Walking requires sustained effort. It requires showing up on days when you do not feel like moving. It requires trusting the direction even when the destination is not yet visible.

Jumping, by contrast, is a single dramatic act that bypasses the middle. And the reason people jump — or want to — is because the middle is uncomfortable. The middle is long. The middle requires discipline, patience, and a tolerance for process that does not feel spiritual.

But most of what God is building in your life is being built in the middle. Not at the beginning. Not at the arrival. In the ordinary, unsexy, sometimes painful middle.

The misuse of faith

I want to be clear: I believe in miracles. I believe God intervenes. I believe He can accelerate, redirect, and do what no amount of human effort could accomplish.

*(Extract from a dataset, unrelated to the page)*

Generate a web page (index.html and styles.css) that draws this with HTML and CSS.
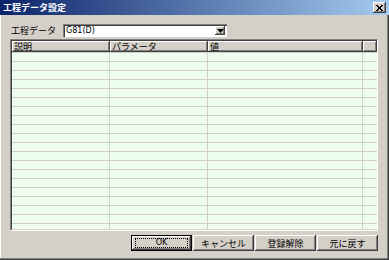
FILE: index.html
```html
<!DOCTYPE html>
<html lang="ja">
<head>
    <meta charset="UTF-8">
    <title>工程データ設定</title>
    <link rel="stylesheet" href="styles.css">
</head>
<body>
    <div class="window">
        <div class="titlebar">
            <span class="title">工程データ設定</span>
            <span class="close">
                <svg width="7" height="6" viewBox="0 0 7 6"><path d="M0 0 L6 6 M1 0 L7 6 M6 0 L0 6 M7 0 L1 6" stroke="#000" stroke-width="1" fill="none"/></svg>
            </span>
        </div>

        <div class="content">
            <div class="field-row">
                <span class="label">工程データ</span>
                <div class="combo">
                    <span class="combo-text">G81(D)</span>
                    <span class="combo-btn">
                        <svg width="7" height="4" viewBox="0 0 7 4"><path d="M0 0 H7 L3.5 4 Z" fill="#000"/></svg>
                    </span>
                </div>
            </div>

            <div class="grid">
                <div class="grid-head">
                    <div class="hcell c1">説明</div>
                    <div class="hcell c2">パラメータ</div>
                    <div class="hcell c3">値</div>
                    <div class="hcell c4"></div>
                </div>
                <div class="grid-body">
                    <div class="col c1"></div>
                    <div class="col c2"></div>
                    <div class="col c3"></div>
                    <div class="col c4"></div>
                </div>
            </div>

            <div class="buttons">
                <button class="btn default"><span class="focus">OK</span></button>
                <button class="btn">キャンセル</button>
                <button class="btn">登録解除</button>
                <button class="btn">元に戻す</button>
            </div>
        </div>
    </div>
</body>
</html>
```

FILE: styles.css
```css
body {
    margin: 0;
    padding: 0;
    font-family: "Noto Sans CJK JP", "DejaVu Sans", sans-serif;
    font-size: 9px;
    color: #000;
    background: #d4d0c8;
}
.window {
    width: 389px;
    height: 260px;
    box-sizing: border-box;
    background: #d4d0c8;
    box-shadow: inset -1px -1px #404040, inset -2px -2px #808080, inset 1px 0 #ffffff;
}
.titlebar {
    height: 15px;
    display: flex;
    align-items: center;
    justify-content: space-between;
    padding: 0 3px 0 3px;
    background: linear-gradient(to right, #0a246a, #a6caf0);
    color: #fff;
}
.title {
    font-weight: bold;
    font-size: 9px;
    line-height: 15px;
}
.close {
    width: 13px;
    height: 11px;
    box-sizing: border-box;
    display: flex;
    align-items: center;
    justify-content: center;
    background: #d4d0c8;
    box-shadow: inset -1px -1px #404040, inset 1px 1px #ffffff, inset -2px -2px #808080;
}
.content {
    padding: 9px 11px 0 10px;
}
.field-row {
    display: flex;
    align-items: center;
    height: 13px;
}
.label {
    width: 53px;
    padding-left: 1px;
    box-sizing: border-box;
}
.combo {
    width: 164px;
    height: 13px;
    box-sizing: border-box;
    display: flex;
    align-items: center;
    justify-content: space-between;
    background: #fff;
    box-shadow: inset 1px 1px #808080, inset 2px 2px #404040, inset -1px -1px #ffffff;
    padding: 2px 2px 2px 3px;
    font-family: "DejaVu Sans", sans-serif;
    font-size: 8px;
}
.combo-btn {
    width: 10px;
    height: 9px;
    box-sizing: border-box;
    display: flex;
    align-items: center;
    justify-content: center;
    background: #d4d0c8;
    box-shadow: inset -1px -1px #404040, inset 1px 1px #ffffff, inset -2px -2px #808080;
}
.grid {
    margin-top: 2px;
    height: 192px;
    box-sizing: border-box;
    border-top: 1px solid #808080;
    border-left: 1px solid #808080;
    border-right: 1px solid #ffffff;
    border-bottom: 1px solid #ffffff;
    display: flex;
    flex-direction: column;
}
.grid-head {
    display: flex;
    height: 12px;
    border-top: 1px solid #404040;
    border-left: 1px solid #404040;
}
.hcell {
    box-sizing: border-box;
    height: 11px;
    line-height: 11px;
    padding-left: 2px;
    background: #d4d0c8;
    box-shadow: inset -1px -1px #404040, inset 1px 1px #ffffff, inset -2px -2px #808080;
    white-space: nowrap;
}
.c1 { width: 98px; }
.c2 { width: 98px; }
.c3 { width: 155px; }
.c4 { flex: 1; }
.grid-body {
    flex: 1;
    display: flex;
    border-left: 1px solid #404040;
    border-bottom: 1px solid #d4d0c8;
    overflow: hidden;
}
.col {
    box-sizing: border-box;
    border-right: 1px solid #d4d0c8;
    background: repeating-linear-gradient(to bottom, #eefeee 0, #eefeee 8px, #d4d0c8 8px, #d4d0c8 9px);
}
.col.c4 {
    border-right: none;
}
.buttons {
    display: flex;
    justify-content: flex-end;
    gap: 1px;
    margin-top: 4px;
}
.btn {
    width: 61px;
    height: 16px;
    box-sizing: border-box;
    margin: 0;
    padding: 0;
    border: none;
    background: #d4d0c8;
    font-family: "Noto Sans CJK JP", "DejaVu Sans", sans-serif;
    font-size: 9px;
    color: #000;
    box-shadow: inset -1px -1px #404040, inset 1px 1px #ffffff, inset -2px -2px #808080;
}
.btn.default {
    box-shadow: inset 0 0 0 1px #000, inset -2px -2px #404040, inset 2px 2px #ffffff, inset -3px -3px #808080;
    display: flex;
    align-items: center;
    justify-content: center;
}
.focus {
    box-sizing: border-box;
    width: 53px;
    height: 10px;
    line-height: 8px;
    border: 1px dotted #000;
    font-family: "DejaVu Sans", sans-serif;
    font-size: 8px;
}
```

But I have also watched people use faith language to avoid doing the work that wisdom clearly required.

I'm believing God for the business — while refusing to learn the craft.

I'm trusting God for the marriage — while refusing to do the inner work that would make them capable of one.

I'm standing on His word for my finances — while making decisions that any reasonable person could see were financially destructive.

This is not faith. This is magical thinking dressed in spiritual language. And it dishonors both God and the people who are watching.

What real faith looks like

Real faith looks like obedience at the next step, even without visibility of the full staircase.

It looks like developing your skills because you understand that God uses prepared people.

It looks like honoring process because you understand that the formation matters as much as the destination.

It looks like doing the ordinary faithfully because you trust that the God who sees in secret rewards what is done in secret.

Walk. Just walk. One faithful step at a time.

That is not a small thing. In the kingdom of God, it is everything.